### INFORMATION PROVIDED ###

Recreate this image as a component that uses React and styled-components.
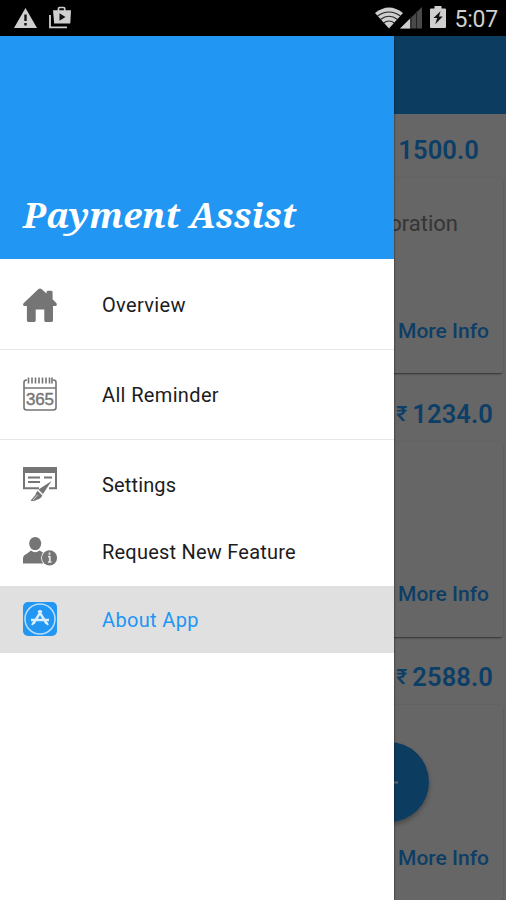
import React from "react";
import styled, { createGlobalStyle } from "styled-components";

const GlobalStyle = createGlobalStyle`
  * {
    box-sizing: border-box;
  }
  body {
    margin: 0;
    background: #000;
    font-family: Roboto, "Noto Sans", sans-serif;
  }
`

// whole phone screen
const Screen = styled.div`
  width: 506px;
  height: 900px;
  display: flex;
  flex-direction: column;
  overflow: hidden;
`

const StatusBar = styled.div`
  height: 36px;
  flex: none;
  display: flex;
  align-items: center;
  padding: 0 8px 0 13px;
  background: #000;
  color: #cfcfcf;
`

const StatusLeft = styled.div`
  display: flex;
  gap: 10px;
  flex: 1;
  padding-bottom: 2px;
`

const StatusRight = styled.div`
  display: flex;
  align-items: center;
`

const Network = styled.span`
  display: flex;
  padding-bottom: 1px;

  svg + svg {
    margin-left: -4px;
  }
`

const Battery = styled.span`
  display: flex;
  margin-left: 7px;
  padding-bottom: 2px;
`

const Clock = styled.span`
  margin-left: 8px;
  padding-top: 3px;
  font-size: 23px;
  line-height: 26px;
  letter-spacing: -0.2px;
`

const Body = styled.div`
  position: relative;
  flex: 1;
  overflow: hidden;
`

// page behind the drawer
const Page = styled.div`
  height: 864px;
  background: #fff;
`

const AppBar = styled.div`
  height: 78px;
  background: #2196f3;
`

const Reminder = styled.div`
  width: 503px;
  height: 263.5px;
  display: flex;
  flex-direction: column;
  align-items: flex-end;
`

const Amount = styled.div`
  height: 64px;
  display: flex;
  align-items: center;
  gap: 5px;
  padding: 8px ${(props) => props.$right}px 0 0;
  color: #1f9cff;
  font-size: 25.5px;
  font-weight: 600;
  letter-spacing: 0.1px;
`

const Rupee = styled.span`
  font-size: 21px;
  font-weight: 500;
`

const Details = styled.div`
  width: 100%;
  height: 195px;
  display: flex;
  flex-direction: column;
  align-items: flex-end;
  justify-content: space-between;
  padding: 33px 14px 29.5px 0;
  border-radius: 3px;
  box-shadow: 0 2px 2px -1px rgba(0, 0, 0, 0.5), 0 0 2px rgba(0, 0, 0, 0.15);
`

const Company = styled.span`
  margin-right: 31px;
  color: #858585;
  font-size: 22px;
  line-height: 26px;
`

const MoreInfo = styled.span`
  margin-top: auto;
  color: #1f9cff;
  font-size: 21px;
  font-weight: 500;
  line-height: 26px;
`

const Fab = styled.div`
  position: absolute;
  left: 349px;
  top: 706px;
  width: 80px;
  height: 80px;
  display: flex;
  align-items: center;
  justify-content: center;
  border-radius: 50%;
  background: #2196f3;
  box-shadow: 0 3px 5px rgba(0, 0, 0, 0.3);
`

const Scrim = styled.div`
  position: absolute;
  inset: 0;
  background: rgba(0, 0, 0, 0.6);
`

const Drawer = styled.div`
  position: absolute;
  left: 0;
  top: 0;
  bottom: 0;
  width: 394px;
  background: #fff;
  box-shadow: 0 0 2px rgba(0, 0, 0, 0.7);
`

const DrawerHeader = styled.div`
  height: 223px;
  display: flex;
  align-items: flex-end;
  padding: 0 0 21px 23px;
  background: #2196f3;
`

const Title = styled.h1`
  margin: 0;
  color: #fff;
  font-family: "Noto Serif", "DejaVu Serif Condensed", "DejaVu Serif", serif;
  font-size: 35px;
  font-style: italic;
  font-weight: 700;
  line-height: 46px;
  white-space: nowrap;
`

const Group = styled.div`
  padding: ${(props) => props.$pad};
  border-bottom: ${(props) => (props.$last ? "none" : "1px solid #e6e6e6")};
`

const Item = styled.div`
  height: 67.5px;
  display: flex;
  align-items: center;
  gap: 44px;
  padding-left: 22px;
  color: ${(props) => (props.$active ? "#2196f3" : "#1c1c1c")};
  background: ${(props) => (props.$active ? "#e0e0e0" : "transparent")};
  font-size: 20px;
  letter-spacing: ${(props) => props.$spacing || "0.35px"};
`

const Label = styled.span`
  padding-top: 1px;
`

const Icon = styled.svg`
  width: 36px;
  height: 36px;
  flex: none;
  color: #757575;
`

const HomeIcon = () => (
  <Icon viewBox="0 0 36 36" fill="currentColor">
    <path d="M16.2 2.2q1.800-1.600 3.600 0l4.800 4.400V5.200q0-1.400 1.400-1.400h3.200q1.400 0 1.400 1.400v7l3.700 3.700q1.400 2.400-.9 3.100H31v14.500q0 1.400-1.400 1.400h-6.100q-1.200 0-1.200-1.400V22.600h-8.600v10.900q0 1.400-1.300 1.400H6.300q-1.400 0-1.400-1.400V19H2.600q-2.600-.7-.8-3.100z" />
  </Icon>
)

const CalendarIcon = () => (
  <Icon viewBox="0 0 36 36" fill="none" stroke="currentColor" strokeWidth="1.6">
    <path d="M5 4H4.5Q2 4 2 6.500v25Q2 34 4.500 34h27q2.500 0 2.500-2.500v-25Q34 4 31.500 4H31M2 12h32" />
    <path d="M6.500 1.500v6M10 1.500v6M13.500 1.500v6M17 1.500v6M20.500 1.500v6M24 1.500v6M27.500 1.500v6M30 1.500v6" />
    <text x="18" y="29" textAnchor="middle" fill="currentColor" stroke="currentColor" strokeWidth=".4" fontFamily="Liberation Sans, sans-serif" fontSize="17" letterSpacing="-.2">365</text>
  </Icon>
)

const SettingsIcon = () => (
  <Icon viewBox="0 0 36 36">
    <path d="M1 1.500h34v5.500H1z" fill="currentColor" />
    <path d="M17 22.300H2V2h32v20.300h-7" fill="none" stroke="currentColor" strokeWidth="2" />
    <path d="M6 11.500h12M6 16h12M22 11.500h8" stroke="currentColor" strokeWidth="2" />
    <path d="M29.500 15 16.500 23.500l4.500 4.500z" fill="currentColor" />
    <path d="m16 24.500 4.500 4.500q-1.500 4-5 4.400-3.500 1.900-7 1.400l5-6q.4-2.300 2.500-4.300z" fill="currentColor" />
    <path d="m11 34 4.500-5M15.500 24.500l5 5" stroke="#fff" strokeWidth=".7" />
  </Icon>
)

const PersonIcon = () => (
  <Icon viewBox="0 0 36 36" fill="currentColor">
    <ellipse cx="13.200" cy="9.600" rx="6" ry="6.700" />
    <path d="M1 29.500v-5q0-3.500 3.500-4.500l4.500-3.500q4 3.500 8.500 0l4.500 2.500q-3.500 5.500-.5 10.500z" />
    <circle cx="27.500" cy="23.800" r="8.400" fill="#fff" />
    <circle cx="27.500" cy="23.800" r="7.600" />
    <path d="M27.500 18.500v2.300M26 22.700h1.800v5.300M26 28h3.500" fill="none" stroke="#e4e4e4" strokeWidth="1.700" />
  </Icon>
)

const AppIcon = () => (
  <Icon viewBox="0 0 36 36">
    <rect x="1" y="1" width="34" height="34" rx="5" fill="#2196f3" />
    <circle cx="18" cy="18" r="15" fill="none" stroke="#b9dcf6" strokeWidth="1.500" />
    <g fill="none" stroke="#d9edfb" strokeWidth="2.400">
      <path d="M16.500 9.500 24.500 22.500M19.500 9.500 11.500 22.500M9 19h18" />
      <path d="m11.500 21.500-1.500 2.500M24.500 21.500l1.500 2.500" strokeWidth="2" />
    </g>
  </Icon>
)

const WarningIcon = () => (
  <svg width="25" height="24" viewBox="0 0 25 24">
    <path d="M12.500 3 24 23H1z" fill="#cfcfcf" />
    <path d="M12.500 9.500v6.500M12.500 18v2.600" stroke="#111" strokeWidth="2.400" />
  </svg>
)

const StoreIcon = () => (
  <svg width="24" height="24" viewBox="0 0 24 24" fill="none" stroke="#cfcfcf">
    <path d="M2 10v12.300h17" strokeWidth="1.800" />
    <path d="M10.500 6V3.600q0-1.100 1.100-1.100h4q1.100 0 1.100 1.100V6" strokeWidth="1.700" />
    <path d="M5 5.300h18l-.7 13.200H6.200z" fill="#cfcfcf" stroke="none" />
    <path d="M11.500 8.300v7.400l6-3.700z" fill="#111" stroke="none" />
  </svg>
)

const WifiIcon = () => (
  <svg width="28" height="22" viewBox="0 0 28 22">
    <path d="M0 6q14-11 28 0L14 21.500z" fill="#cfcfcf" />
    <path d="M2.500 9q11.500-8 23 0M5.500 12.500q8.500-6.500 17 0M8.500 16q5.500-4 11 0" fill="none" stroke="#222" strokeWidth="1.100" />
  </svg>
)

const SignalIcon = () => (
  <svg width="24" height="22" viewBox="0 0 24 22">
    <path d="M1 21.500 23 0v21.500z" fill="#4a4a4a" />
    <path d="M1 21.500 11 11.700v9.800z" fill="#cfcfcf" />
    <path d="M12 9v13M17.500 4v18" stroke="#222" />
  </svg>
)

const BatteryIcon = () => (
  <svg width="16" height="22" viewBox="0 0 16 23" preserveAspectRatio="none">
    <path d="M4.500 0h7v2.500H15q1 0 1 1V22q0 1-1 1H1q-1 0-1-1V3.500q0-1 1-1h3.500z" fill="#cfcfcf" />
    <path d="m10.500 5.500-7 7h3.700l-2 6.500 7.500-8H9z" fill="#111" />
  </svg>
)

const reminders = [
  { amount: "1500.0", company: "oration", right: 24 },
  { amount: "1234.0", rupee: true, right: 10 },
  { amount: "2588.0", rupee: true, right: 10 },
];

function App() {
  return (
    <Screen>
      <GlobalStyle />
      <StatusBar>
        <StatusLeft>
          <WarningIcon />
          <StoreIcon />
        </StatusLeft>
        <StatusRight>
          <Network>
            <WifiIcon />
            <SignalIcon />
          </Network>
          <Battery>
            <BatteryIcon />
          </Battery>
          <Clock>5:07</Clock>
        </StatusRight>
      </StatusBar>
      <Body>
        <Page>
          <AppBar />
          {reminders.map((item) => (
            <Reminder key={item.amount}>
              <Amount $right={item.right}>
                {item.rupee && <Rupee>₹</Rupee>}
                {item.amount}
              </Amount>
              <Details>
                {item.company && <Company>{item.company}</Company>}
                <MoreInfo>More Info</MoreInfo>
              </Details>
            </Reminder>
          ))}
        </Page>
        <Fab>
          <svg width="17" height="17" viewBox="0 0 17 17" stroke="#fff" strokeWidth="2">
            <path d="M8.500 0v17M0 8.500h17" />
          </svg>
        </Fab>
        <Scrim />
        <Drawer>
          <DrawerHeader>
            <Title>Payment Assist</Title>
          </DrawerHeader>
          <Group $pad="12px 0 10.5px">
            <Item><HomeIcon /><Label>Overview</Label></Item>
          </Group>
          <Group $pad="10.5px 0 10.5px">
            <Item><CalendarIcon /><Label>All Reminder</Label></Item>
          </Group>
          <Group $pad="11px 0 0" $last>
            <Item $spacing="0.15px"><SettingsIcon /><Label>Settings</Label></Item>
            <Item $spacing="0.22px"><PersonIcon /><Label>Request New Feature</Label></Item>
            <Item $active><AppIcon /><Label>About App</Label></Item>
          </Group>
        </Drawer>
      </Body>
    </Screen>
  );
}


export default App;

###

● GIVEN TASK: Return each line where "components" shows up.

● ANSWER:
Recreate this image as a component that uses React and styled-components.
import styled, { createGlobalStyle } from "styled-components";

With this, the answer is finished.